Because the AI developers didn’t have the time, money, knowledge or interest, they failed to see their example data as fundamentally lacking. Not examining their own perspective, they (unintentionally) reaffirmed a world where woman don’t really wear suits (and men don’t really wear bikinis).

Reality bubbles

We might say that woman commonly wear suits too, therefore the AI systems should depict women as such. That’s true, but then we still maintain a Western perspective. Why doesn’t the system imagine, for example, the woman wearing a sari (a common women’s garment from the Indian subcontinent)?

In her book The Reality Bubble, Zia Tong writes that humans all live inside “a psychological [bubble] that shapes our ideas about the everyday world.” In other words, we each experience and understand the world in our own, limited way.

By growing up in particular environments, with a particular body, in a particular society, we get exposed to particular things and ideas. For some, suits and bikinis might come to mind, for others saris are more obvious. It all depends on their “reality bubble”.

Moving beyond our own reality bubbles.

Unfortunately, we often fail to go outside of our reality bubbles. And while the internet connects people and ideas like never before, our digital environments also often reflect certain world views instead of others and echo already familiar things and ideas back to us.

So even in this connected world, it’s still hard to get outside of our own reality bubbles.

Nonetheless, we don’t want AI systems to echo stereotypes or do harm, so we need to find ways to get outside of our bubbles. Unfortunately, that’s easier said than done.

The need for datasets with unknowns

We hear a lot about artificial intelligence (AI) these days, but according to four Facebook researchers not everyone might reap AI’s benefits. One of the biggest causes of this? The problem of unknowns.

Images from around the world

In the article Does Object Detection Work for Everyone?, four Facebook researchers describe how they collected images of common household items (soap, spices, etc.) from families around the world. Important to know: the families their income varied widely, ranging from anywhere between $25 to $20 000 a month.

When the four researchers tested the images on five popular image-recognition systems, they came to an interesting conclusion: the systems performed considerably worse on images from countries with lower household incomes.

The idea that image-recognition systems perform worse for some people is already widely documented. But what’s special about the article is how the researchers collected so many images the systems failed to recognize (or, in other words, were unknown to the systems). So how did they do this?

The Dollar Street dataset

The researchers obtained their images from Dollar Street, a non-AI project that aims to counter prejudices based on location and income. By portraying images of simple household items from around the world, people can see how others really live. For example, have you ever considered that spices can be kept in glass containers, empty plastic bottles with a corncob, plastic bags, or spice boxes?

So why did the Dollar Street images uncover so many unknowns? Well, image-recognition systems are typically tested (and trained) on images scraped from the internet. Of course, the internet disproportionally contains images from people with cameras, computers and internet access.

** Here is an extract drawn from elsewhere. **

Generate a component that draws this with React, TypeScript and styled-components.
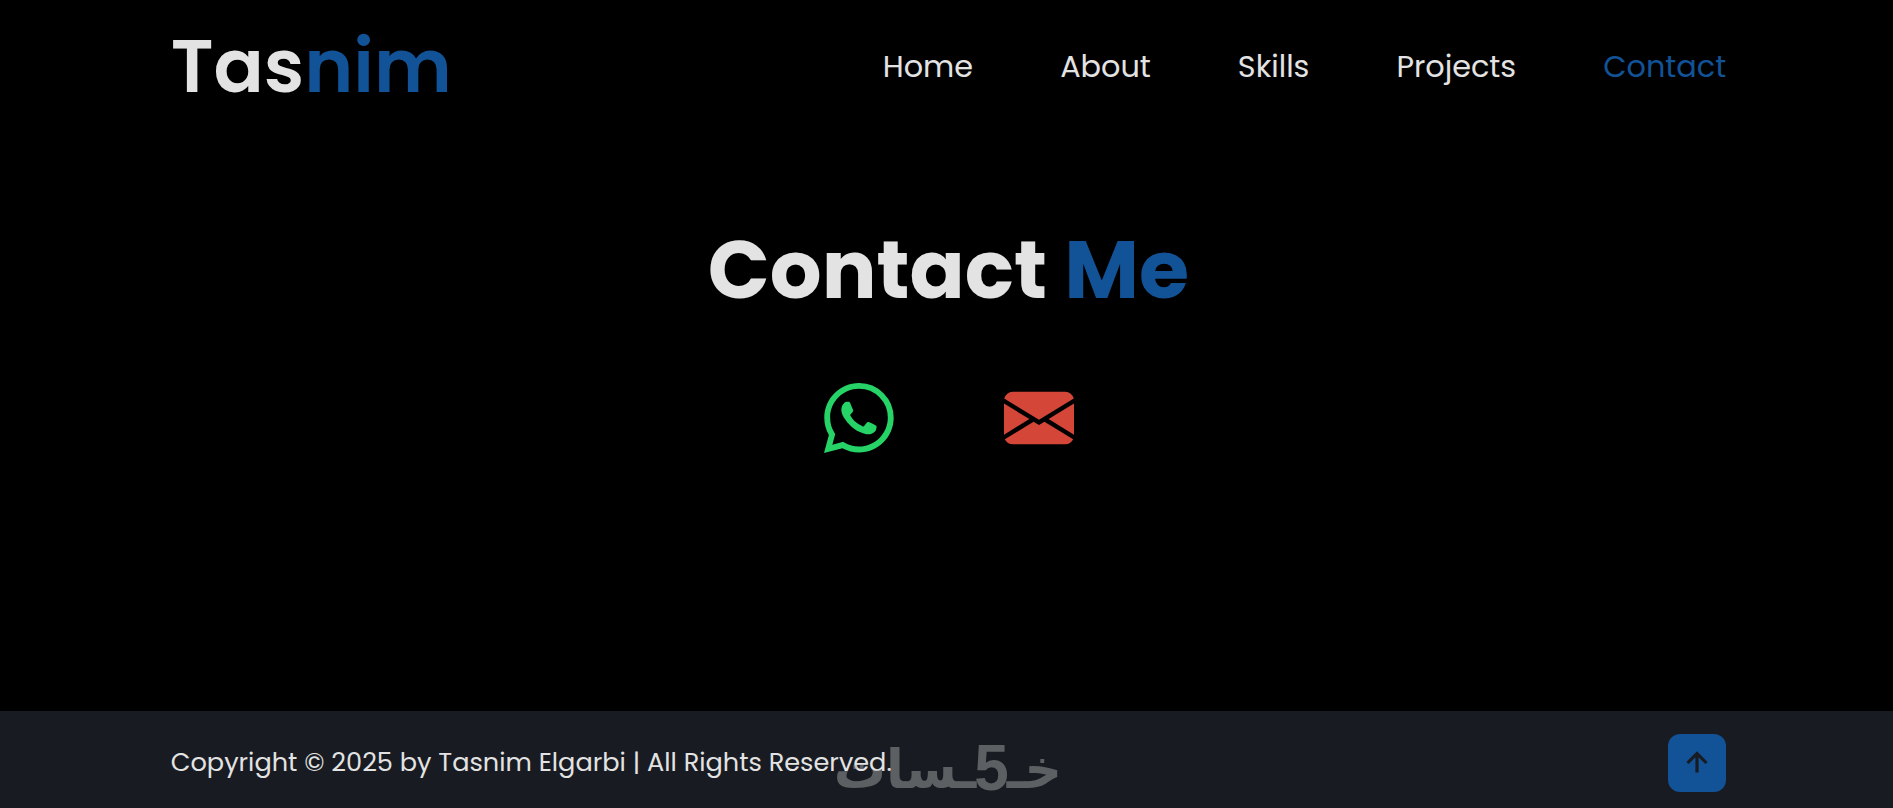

People with low incomes and from certain geographies are thus unevenly represented.

The researchers conclude that the systems’ poor performances on certain images is primarily due to changes in the appearance of the items and their environments. Considering many objects and environments in the test images were not commonly available on the internet, the AI systems had never really seen them before and thus could not recognized them. They were unknown to the systems.

What we can learn

So what can we learn from the article discussed above? First, we need to acknowledge that unknowns are still an enormous problem in the field of AI. Second, to find these unknowns, we need to validate AI systems with images from outside our common datasets as well as outside our own life worlds.

In other words, we have a responsibility to consider which contexts – such as income and geography – impact the performance of AI systems, and then go out in the wild to collect images at the corners and edges of those contexts.

The problem of unknowns in Artificial Intelligence

In 2017, The Guardian reported on how Volvo’s self-driving cars failed to avoid kangaroos during road tests in Australia. Volvo – which is headquartered in Sweden – initially tested the technology in a local setting. As a result, their cars recognized animals native to Sweden (such as moose). However, once the cars were driving in a new setting like Australia, unforeseen elements started popping up, such as kangaroos.

The problem of unknowns

The above Volvo anekdote illustrates a major problem with current artificial intelligence (AI): the problem of unknowns. Typically, AI systems* learn to recognize things by looking at a lot of examples. For instance, if we want a system to recognize a cat, it needs to be shown thousands if not millions of images of cats. Afterwards the system is able – at least hopefully – to recognize images of cats it has never seen before.

In the case of Volvo, the AI system probably looked at a lot of images and movement patterns of moose. Then, while driving on actual Swedish roads, the cars were able to recognize and effectively respond to moose. Of course, because kangaroos were initially not on the minds of Volvo’s R&D team based in Sweden, they did not show their system enough examples of Kangaroos. Consequently, kangaroos were quite literally unknown to the cars.

The problem of unknowns is certainly not unique to Volvo, it is in fact quite common in the field of AI. For example, Facebook researchers reported that five of the most popular public image recognition systems failed to recognize common household objects (for example, soap and spices) from non-western countries. Google Health software that screens people for diabetic retinopathy performed considerably worse because of unknown light conditions in screening rooms in Thailand. Similar systems also performed worse with less drastic switches in environment, such as between Seattle and Atlanta. In another case, a New Zealand man of Asian descent’s passport renewal picture got rejected because the AI system was not familiar enough with the eyes of people of Asian descent.

Tackling the problem of unknowns

Tackling the problem of unknowns in AI is very hard. The world is extremely vast and diverse, so finding all relevant unknowns with limited time and resources requires a lot of expertise. The question therefore becomes: how do AI companies efficiently and thoroughly search for these unknowns? That question is the central theme of this blog.

* When I talk about AI systems on this blog, it’s about supervised learning systems with at least some labeling involved (unless further specified).